Ovidiu Pocnet
Ovidiu Pocnet

Reputation: 589

When to use internal tables?

So, I have read that using internal tables increases the performance of the program and that we should make operations on DB tables as less as possible. But I have started working on a project that does not use internal tables at all.

Some details:

It is a scanner that adds or removes products in/from a store. First the primary key is checked (to see if that type of product exists) and then the product is added or removed. We use ‘Insert Into’ and ‘Delete From’ to add/remove the products directly from the DB table.

I have not asked why they do not use internal tables because I do not have a better solution so far.

Here’s what I have so far: Insert all products in an internal table, place the deleted products in another internal table.

Form update.
  Modify zop_db_table from table gt_table." – to add all new products
  LOOP AT gt_deleted INTO gs_deleted.
    DELETE FROM zop_db_table WHERE index_nr = gs_deleted-index_nr.
  ENDLOOP.  " – to delete products
Endform.

But when can I perform this update? I could set a ‘Save button’ to perform the update, but then there will be the risk that the user forgets to save large amounts of data, or drops the scanner, shutting it down or similar situations. So this is clearly not a good solution. My final question is: Is there a (good) way to implement internal tables in a project like this?

Upvotes: 2

Views: 1163

Answers (1)

Dirk Trilsbeek
Dirk Trilsbeek

Reputation: 6023

internal tables should be used for data processing, like lists or arrays in other languages (c#, java...). From a performance and system load perspective it is preferred to first load all data you need into an internal table, then process that internal table instead of loading individual records from the database.

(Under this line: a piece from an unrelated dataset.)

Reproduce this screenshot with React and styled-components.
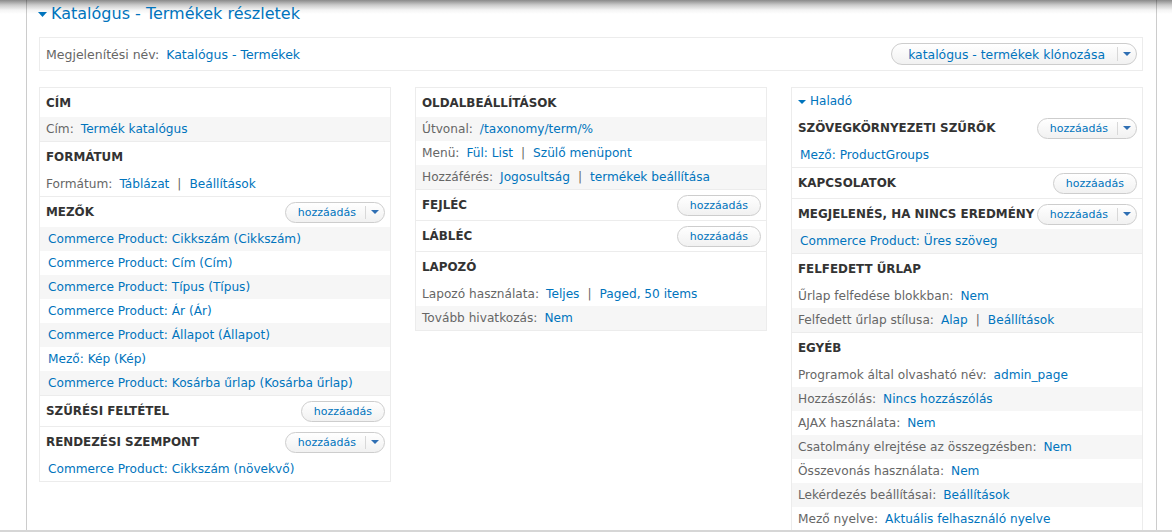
import React from 'react'
import styled, { createGlobalStyle } from 'styled-components'

const GlobalStyle = createGlobalStyle`
  html, body {
    margin: 0;
    padding: 0;
    background: #fff;
  }
  body {
    font-family: "DejaVu Sans", Verdana, sans-serif;
    font-size: 12px;
    color: #333;
  }
`

const Arrow = ({ w = 7, h = 4, color = '#0074bd' }) => (
  <svg width={w} height={h} viewBox={`0 0 ${w} ${h}`}>
    <polygon points={`0,0 ${w},0 ${w / 2},${h}`} fill={color} />
  </svg>
)

function Button({ label, split, big }) {
  return (
    <Pill $big={big}>
      <PillLabel $split={split} $big={big}>{label}</PillLabel>
      {split && (
        <PillArrow>
          <Arrow w={8} h={4} color="#2f6fb3" />
        </PillArrow>
      )}
    </Pill>
  )
}

function Value({ label, links }) {
  return (
    <>
      {label && <Label>{label}</Label>}
      {links.map((l, i) => (
        <React.Fragment key={i}>
          {i > 0 && <Pipe>|</Pipe>}
          <Link>{l}</Link>
        </React.Fragment>
      ))}
    </>
  )
}

function Section({ title, button, rows = [] }) {
  return (
    <SectionWrap>
      <SectionHead>
        <span>{title}</span>
        {button && <Button label="hozzáadás" split={button === 'split'} />}
      </SectionHead>
      {rows.map((r, i) => (
        <Row key={i} $shade={r.shade} $indent={!r.label}>
          <Value label={r.label} links={r.links} />
        </Row>
      ))}
    </SectionWrap>
  )
}

const fields = [
  'Commerce Product: Cikkszám (Cikkszám)',
  'Commerce Product: Cím (Cím)',
  'Commerce Product: Típus (Típus)',
  'Commerce Product: Ár (Ár)',
  'Commerce Product: Állapot (Állapot)',
  'Mező: Kép (Kép)',
  'Commerce Product: Kosárba űrlap (Kosárba űrlap)',
]

const column1 = [
  { title: 'Cím', rows: [{ label: 'Cím:', links: ['Termék katalógus'], shade: true }] },
  { title: 'Formátum', rows: [{ label: 'Formátum:', links: ['Táblázat', 'Beállítások'] }] },
  { title: 'Mezők', button: 'split', rows: fields.map((f, i) => ({ links: [f], shade: i % 2 === 0 })) },
  { title: 'Szűrési feltétel', button: 'single' },
  { title: 'Rendezési szempont', button: 'split', rows: [{ links: ['Commerce Product: Cikkszám (növekvő)'] }] },
]

const column2 = [
  {
    title: 'Oldalbeállítások',
    rows: [
      { label: 'Útvonal:', links: ['/taxonomy/term/%'], shade: true },
      { label: 'Menü:', links: ['Fül: List', 'Szülő menüpont'] },
      { label: 'Hozzáférés:', links: ['Jogosultság', 'termékek beállítása'], shade: true },
    ],
  },
  { title: 'Fejléc', button: 'single' },
  { title: 'Lábléc', button: 'single' },
  {
    title: 'Lapozó',
    rows: [
      { label: 'Lapozó használata:', links: ['Teljes', 'Paged, 50 items'] },
      { label: 'Tovább hivatkozás:', links: ['Nem'], shade: true },
    ],
  },
]

const column3 = [
  { title: 'Szövegkörnyezeti szűrők', button: 'split', rows: [{ links: ['Mező: ProductGroups'] }] },
  { title: 'Kapcsolatok', button: 'single' },
  { title: 'Megjelenés, ha nincs eredmény', button: 'split', rows: [{ links: ['Commerce Product: Üres szöveg'], shade: true }] },
  {
    title: 'Felfedett űrlap',
    rows: [
      { label: 'Űrlap felfedése blokkban:', links: ['Nem'] },
      { label: 'Felfedett űrlap stílusa:', links: ['Alap', 'Beállítások'], shade: true },
    ],
  },
  {
    title: 'Egyéb',
    rows: [
      { label: 'Programok által olvasható név:', links: ['admin_page'] },
      { label: 'Hozzászólás:', links: ['Nincs hozzászólás'], shade: true },
      { label: 'AJAX használata:', links: ['Nem'] },
      { label: 'Csatolmány elrejtése az összegzésben:', links: ['Nem'], shade: true },
      { label: 'Összevonás használata:', links: ['Nem'] },
      { label: 'Lekérdezés beállításai:', links: ['Beállítások'], shade: true },
      { label: 'Mező nyelve:', links: ['Aktuális felhasználó nyelve'] },
    ],
  },
]

export default function App() {
  return (
    <Frame>
      <GlobalStyle />
      <Page>
        <Title>
          <Arrow w={9} h={5} />
          <span>Katalógus - Termékek részletek</span>
        </Title>
        <DisplayBar>
          <div>
            <Value label="Megjelenítési név:" links={['Katalógus - Termékek']} />
          </div>
          <Button label="katalógus - termékek klónozása" split big />
        </DisplayBar>
        <Columns>
          <Box>
            {column1.map((s) => <Section key={s.title} {...s} />)}
          </Box>
          <Box>
            {column2.map((s) => <Section key={s.title} {...s} />)}
          </Box>
          <Box>
            <Legend>
              <Arrow w={8} h={4} />
              <span>Haladó</span>
            </Legend>
            {column3.map((s) => <Section key={s.title} {...s} />)}
          </Box>
        </Columns>
      </Page>
    </Frame>
  )
}

const Frame = styled.div`
  height: 530px;
  overflow: hidden;
  border-bottom: 2px solid #d6d6d6;
  background: linear-gradient(to bottom, #8a8a8a 0px, #cbcbcb 5px, #f4f4f4 10px, #fff 14px);
`

const Page = styled.div`
  margin-left: 26px;
  width: 1104px;
  height: 100%;
  border-left: 1px solid rgba(0, 0, 0, 0.2);
  border-right: 1px solid rgba(0, 0, 0, 0.2);
  padding: 4px 13px 0 12px;
`

const Title = styled.h2`
  display: flex;
  align-items: center;
  gap: 4px;
  margin: 0 0 13px -1px;
  font-size: 16px;
  font-weight: normal;
  line-height: 20px;
  color: #0074bd;
`

const DisplayBar = styled.div`
  display: flex;
  align-items: center;
  justify-content: space-between;
  height: 34px;
  box-sizing: border-box;
  border: 1px solid #ececec;
  padding: 0 5px 0 6px;
  background: #fff;
  font-size: 12.5px;
  white-space: nowrap;
`

const Pill = styled.span`
  display: inline-flex;
  align-items: stretch;
  height: ${(p) => (p.$big ? '22px' : '21px')};
  box-sizing: border-box;
  border: 1px solid #cdcdcd;
  border-radius: 11px;
  background: linear-gradient(to bottom, #ffffff, #f1f1f1);
  color: #0074bd;
  font-size: ${(p) => (p.$big ? '12.4px' : '11px')};
  font-weight: normal;
  text-transform: none;
  white-space: nowrap;
  cursor: pointer;
`

const PillLabel = styled.span`
  display: flex;
  align-items: center;
  padding-left: ${(p) => (p.$big ? '16px' : '12px')};
  padding-right: ${(p) => (p.$split ? (p.$big ? '12px' : '9px') : '12px')};
`

const PillArrow = styled.span`
  display: flex;
  align-items: center;
  justify-content: center;
  width: 18px;
  margin: 3px 0;
  border-left: 1px solid #d8d8d8;
`

const Columns = styled.div`
  display: grid;
  grid-template-columns: repeat(3, 352px);
  gap: 24px;
  margin-top: 16px;
  align-items: start;
`

const Box = styled.div`
  border: 1px solid #ececec;
  background: #fff;
`

const Legend = styled.div`
  display: flex;
  align-items: center;
  gap: 4px;
  height: 25px;
  padding: 0 6px;
  color: #0074bd;
  font-size: 12px;
  svg {
    margin-top: 3px;
  }
`

const SectionHead = styled.div`
  display: flex;
  align-items: center;
  justify-content: space-between;
  height: 30px;
  padding: 0 5px 0 6px;
  font-size: 11.9px;
  font-weight: bold;
  text-transform: uppercase;
  color: #333;
  white-space: nowrap;
`

const SectionWrap = styled.div`
  & + & {
    border-top: 1px solid #ececec;
  }
  &:first-child ${SectionHead} {
    height: 29px;
  }
`

const Row = styled.div`
  display: flex;
  align-items: center;
  height: 24px;
  padding-left: ${(p) => (p.$indent ? '8px' : '6px')};
  background: ${(p) => (p.$shade ? '#f6f6f6' : 'transparent')};
  color: #666;
  font-size: 12.15px;
  white-space: nowrap;
`

const Label = styled.span`
  color: #666;
  margin-right: 7px;
`

const Link = styled.a`
  color: #0074bd;
  text-decoration: none;
  cursor: pointer;
`

const Pipe = styled.span`
  color: #666;
  margin: 0 8px;
`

But that is mostly true for reporting, which is probably the most common type of custom abap program. You often see developers use select...endselect-statements, that in effect loop over a database table, transferring row after row to the report, one at a time. That is extremely slow compared to reading all records at once into an itab, then looping over the itab. More than once i've cut the execution time of a report down to a fraction by just eliminating roundtrips to the database.

If you have a good reason to read from the database or update records immediately, you should do so. If you can safely delay updates and deletes to a point in time where you can process all of them together, without risking inconsistencies, I'd consider than an improvement. But if there is a good reason (like consistency or data loss) to update immediately, do it.

Update: as @vwegert mentioned regarding the select-endselect statement, the statement doesn't actually create individual database queries for each row. The database interface of the application server optimizes the query, transferring rows in bulk to the application server. From there the records are transported to the abap report one by one (because in the report there is only the work area to store a single row), which has a significant performance impact especially for queries with large result sets. A select into an internal table can transport all rows directly to the abap report (as long as there is enough memory to hold them), as now there is the internal table to hold those records in the report.